Irving thought he got the last laugh when in August of 1814 the British entered the city and burned its public buildings including the White House.  But because Dolley stayed in the presidential mansion until its valuables were safely stowed in wagons, including Gilbert Stuart's painting of George Washington, she became a national heroine.  Her husband fared less well.  While Dolley fled to Virginia, James visited the crumbling front lines of defense.  Realizing a disaster was imminent, he was finally convinced to retreat.  For most of August l5th he searched in vain for Dolley, who had been refused a room at a home in Virginia because the occupants thought her husband was a fool for getting the nation into a war.  Finally, they met at a small inn in the Virginia countryside and spent the next three days at various locations in Maryland before returning to the charred capital.  They moved into the Octagon House for the rest of Madison's term.

James Monroe, having served Madison well, including as temporary Secretary of War, became President in 18l7.  Madison retired to Montpelier where he served as a senior statesman and lived happily with his "magnificent Doll", (which happens to be the title of the film mentioned several paragraphs back, trivia lovers.)

Less magnificent was Dolley's son, Payne Todd.  Despite being lavished with love, money and political appointments, Payne never amounted to anything.  In fact, he became a drunk, nearly bankrupt Madison, and wound up in debtor's prison for a time.  Because of these financial troubles caused by Payne, Madison was never able to sell his slaves and hire freedmen as he had once promised Dolley.  The slaves were treated well by the man they called, "Mas'r Jimmy."  A survivor of these slaves, a Nancy Barbour of Orange, said at the turn of the century, that they all loved James and preferred taking their petitions to him rather than to his Quaker wife.
Madison worked closely with Jefferson, who lived only 30 miles away, on establishing the University of Virginia, and helped to maintain it after Jefferson's death in l826.  At that time, Madison was named rector.  He came out of retirement briefly at age 78 to direct the rewriting of the Virginia Constitution in 1829.
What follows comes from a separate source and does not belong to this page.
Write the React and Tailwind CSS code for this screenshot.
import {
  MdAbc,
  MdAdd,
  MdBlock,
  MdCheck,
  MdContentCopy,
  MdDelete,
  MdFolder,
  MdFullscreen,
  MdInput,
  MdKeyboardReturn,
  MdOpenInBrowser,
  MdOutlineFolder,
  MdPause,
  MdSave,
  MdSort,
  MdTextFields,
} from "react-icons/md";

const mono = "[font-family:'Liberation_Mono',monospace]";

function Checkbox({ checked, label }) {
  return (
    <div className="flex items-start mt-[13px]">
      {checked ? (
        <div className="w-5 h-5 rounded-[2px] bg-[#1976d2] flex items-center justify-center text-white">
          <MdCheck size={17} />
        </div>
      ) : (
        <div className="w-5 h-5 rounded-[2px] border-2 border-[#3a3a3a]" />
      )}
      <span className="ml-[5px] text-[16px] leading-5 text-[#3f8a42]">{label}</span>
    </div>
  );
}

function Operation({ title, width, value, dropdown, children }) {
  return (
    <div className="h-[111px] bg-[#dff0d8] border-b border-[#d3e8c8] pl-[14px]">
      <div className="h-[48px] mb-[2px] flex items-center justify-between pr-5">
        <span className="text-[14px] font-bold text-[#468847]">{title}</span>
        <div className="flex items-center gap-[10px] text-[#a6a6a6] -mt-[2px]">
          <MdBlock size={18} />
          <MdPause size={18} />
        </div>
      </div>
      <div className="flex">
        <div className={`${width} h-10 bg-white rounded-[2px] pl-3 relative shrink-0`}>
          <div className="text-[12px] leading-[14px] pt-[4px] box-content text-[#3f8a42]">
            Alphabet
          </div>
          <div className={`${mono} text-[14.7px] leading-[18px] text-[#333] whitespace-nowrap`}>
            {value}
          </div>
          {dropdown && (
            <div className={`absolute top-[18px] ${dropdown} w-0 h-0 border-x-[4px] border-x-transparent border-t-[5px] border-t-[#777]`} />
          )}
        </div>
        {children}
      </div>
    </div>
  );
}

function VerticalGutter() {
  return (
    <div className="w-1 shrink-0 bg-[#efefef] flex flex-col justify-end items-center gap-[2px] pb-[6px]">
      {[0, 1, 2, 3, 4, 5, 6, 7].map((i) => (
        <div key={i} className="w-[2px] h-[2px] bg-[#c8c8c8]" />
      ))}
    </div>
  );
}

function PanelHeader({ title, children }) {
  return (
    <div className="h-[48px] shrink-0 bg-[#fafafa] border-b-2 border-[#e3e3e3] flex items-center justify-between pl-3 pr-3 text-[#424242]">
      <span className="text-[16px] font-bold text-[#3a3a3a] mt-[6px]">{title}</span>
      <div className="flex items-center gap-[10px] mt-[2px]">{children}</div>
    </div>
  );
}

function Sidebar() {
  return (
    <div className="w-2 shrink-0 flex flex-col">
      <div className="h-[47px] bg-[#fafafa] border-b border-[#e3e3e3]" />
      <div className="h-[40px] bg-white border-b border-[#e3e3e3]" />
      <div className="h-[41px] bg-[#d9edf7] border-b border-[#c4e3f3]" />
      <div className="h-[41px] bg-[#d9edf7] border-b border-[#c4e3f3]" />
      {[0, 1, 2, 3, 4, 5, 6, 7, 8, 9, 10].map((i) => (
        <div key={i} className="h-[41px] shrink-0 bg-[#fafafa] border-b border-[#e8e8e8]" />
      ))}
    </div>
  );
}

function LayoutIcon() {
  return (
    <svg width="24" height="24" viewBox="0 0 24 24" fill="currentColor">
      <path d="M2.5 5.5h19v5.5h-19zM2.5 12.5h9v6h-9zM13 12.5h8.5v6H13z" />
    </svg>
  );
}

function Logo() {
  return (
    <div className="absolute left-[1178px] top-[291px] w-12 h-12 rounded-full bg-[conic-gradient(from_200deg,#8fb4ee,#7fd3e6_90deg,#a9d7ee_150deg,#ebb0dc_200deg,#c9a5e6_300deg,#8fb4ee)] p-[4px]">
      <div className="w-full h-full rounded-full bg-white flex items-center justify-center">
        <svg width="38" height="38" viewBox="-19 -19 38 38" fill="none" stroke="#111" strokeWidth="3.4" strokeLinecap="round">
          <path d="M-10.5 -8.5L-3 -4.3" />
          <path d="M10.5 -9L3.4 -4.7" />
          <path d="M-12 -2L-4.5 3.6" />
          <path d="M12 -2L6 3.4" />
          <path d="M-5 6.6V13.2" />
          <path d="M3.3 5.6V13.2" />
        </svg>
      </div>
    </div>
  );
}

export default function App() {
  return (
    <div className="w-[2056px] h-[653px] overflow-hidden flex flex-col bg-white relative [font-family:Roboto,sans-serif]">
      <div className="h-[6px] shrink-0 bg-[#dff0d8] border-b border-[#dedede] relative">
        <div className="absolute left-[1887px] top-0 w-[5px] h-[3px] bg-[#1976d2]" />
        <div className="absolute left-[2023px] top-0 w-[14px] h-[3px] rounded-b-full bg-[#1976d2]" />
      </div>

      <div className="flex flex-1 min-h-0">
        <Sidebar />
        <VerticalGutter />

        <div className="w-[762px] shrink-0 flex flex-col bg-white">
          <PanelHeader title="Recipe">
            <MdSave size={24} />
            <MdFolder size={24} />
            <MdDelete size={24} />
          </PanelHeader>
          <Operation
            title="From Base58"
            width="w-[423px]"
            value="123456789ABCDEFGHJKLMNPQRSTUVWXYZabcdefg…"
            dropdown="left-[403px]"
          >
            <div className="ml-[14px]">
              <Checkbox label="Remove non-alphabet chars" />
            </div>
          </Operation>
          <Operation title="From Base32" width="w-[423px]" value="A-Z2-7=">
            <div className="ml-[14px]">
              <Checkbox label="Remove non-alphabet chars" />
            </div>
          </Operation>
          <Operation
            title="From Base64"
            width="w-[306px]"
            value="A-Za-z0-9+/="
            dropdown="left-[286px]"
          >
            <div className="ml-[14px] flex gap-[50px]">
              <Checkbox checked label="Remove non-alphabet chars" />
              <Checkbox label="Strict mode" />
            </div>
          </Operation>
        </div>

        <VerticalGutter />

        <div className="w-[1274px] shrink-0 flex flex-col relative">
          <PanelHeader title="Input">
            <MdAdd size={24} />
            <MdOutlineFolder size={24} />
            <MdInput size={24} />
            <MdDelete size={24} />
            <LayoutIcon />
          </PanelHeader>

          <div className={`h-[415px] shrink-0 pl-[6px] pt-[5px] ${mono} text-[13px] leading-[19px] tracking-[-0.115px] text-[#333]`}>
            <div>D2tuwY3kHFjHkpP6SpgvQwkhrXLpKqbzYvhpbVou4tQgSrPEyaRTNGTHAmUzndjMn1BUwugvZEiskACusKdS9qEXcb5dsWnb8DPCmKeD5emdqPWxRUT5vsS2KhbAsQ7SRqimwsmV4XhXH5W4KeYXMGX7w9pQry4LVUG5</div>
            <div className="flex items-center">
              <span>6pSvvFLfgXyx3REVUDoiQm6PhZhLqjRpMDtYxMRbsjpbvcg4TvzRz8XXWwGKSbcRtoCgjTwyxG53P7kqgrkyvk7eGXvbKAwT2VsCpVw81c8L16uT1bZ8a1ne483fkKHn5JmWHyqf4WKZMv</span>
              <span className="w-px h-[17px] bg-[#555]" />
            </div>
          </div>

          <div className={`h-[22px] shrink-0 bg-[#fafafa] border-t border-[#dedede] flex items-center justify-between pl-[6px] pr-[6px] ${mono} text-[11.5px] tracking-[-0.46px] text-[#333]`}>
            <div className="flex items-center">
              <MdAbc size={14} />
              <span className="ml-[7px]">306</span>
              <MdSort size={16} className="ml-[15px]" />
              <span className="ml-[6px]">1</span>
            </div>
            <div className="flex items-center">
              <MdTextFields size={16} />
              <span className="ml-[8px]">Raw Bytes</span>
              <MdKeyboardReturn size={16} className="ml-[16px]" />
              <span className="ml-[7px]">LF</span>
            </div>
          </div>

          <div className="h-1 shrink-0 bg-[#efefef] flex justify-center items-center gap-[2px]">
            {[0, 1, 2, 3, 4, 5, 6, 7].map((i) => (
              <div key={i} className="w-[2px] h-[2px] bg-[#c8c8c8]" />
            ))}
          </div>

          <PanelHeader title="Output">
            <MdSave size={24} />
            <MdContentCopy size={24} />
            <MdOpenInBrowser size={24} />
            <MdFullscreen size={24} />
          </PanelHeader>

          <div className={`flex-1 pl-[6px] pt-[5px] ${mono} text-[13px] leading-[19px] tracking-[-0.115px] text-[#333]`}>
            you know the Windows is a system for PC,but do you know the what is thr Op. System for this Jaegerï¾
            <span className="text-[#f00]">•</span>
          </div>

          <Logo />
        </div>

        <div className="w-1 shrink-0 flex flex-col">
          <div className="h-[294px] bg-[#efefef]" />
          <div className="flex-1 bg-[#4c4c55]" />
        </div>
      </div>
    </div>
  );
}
On June 28, 1836, Madison lay dying of rheumatism.  He had refused stimulants aimed at keeping him alive until July 4th.  Dolley sat beside the bed in anguish for endless hours.  Then rose to fetch some nourishment for her husband late in the day.  He was dead when she returned to his room.  He was the last signer of the Constitution, the final member of the Continental Congress and  the Virginia Constitutional Convention of 1776 to die.  Dolley lived another 13 years, dying in Washington just after the 4th of July in 1849.  She was buried beside her husband at Monpelier.

I began this essay by wondering how one would define a person like Madison.  My hope is that in the space allowed, I've been able to convey something about the quality of his life and his commitment to freedom, particularly freedom of expression.  You can tell a good deal more about someone by what they say and do, by who hates them and loves them, and by the annecdotes in their lives, than by the cut of their clothes, their physical size, or the slant of their religion.  Madison gives strong support to that hypothesis.  This nation, and particularly the media community, owes a great deal to this little man who reached beyond his grasp and pulled all of us with him.